What is the "hot spot" of the program?
-- END of part 1 ----------------------------------------------------------------------------------------------------------------
OpenMP parallelization
The code already has OpenMP directives. Add the "-qopenmp" option to the compiler command line to activate OpenMP. Run the code on the physical cores of one ccNUMA domain. What is the performance on the full domain as compared to the serial version? Do you have a hypothesis about what the bottleneck might be?
Do and end-to-end performance counter measurement of the memory bandwidth of the program on the first 13 cores of one SPR node (one ccNUMA domain):
$ likwid-perfctr -C S0:0-12 -g MEM ./mfcg 8000 20000
The memory bandwidth of a ccNUMA domain on this node is roughly 60-65 Gbyte/s (you can also measure it using BWBENCH). Is your hypothesis confirmed?

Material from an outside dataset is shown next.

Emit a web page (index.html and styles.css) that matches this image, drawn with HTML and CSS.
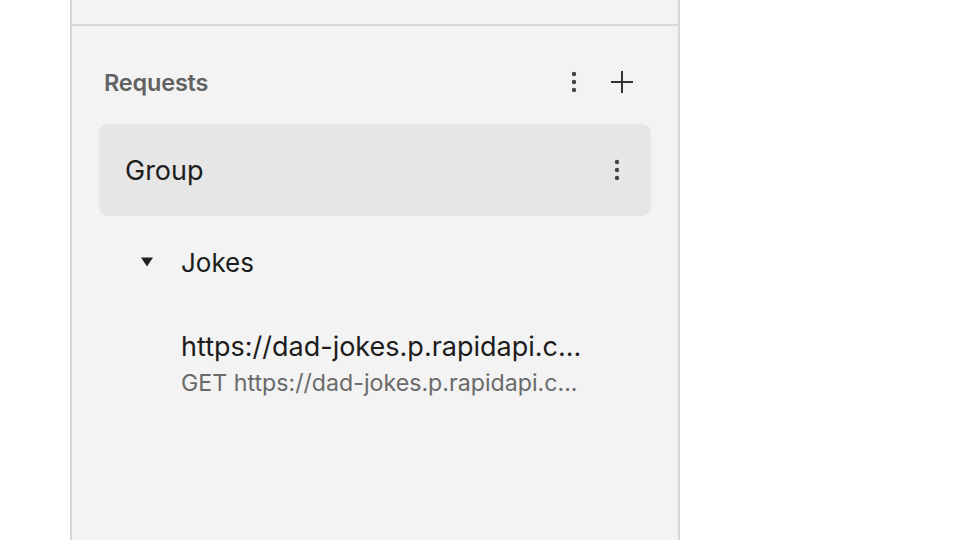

Make a Roofline model of the hot spot loop you have identified above and of the loop nest in the applyStencil() function!
Performance profiling
Instrument the hot spot loop and the applyStencil() loop in the source code with the LIKWID marker API (there are some source files there to help you). For threaded code, LIKWID_MARKER_START() must be called from every executing thread!
(Fortran programmers please look at https://github.com/RRZE-HPC/likwid/wiki/TutorialMarkerF90).
Build the new version with:
$ icx -qopenmp -Ofast -xhost -std=c99 -DLIKWID_PERFMON -o ./mfcg $LIKWID_INC ./mfcg-marker.c $LIKWID_LIB -llikwid
or:
$ ifort -qopenmp -Ofast -xhost -o ./mfcg $LIKWID_INC ./mfcg-marker.f90 $LIKWID_LIB -llikwid timingC.o
Test your new version using:
$ likwid-perfctr -C S0:0-12 -g MEM_DP -m ./mfcg 8000 20000
Does the hot spot loop and the applyStencil loop run according to your Roofline prediction? Validate your model by checking your data traffic volume prediction. Hint: The size of one vector in the code is the product of the two command line arguments; the number of times your hotspot loop is executed is given in the likwid-perfctr output. You can take it from there )
If you have the time you can continue the analysis with the other important loops in the code. Does your code's performance scale from one ccNUMA domain to two, four, and eight (a full node)?
Analysis, Optimization, and Validation
Can you think of an optimization that would improve the performance of the entire algorithm? Think about what the overall bottleneck is and how you can reduce the "pressure" on this bottleneck.
You don't have to go all the way with this. Implement something of which you know it will improve performance. Try to validate the effect with measurements.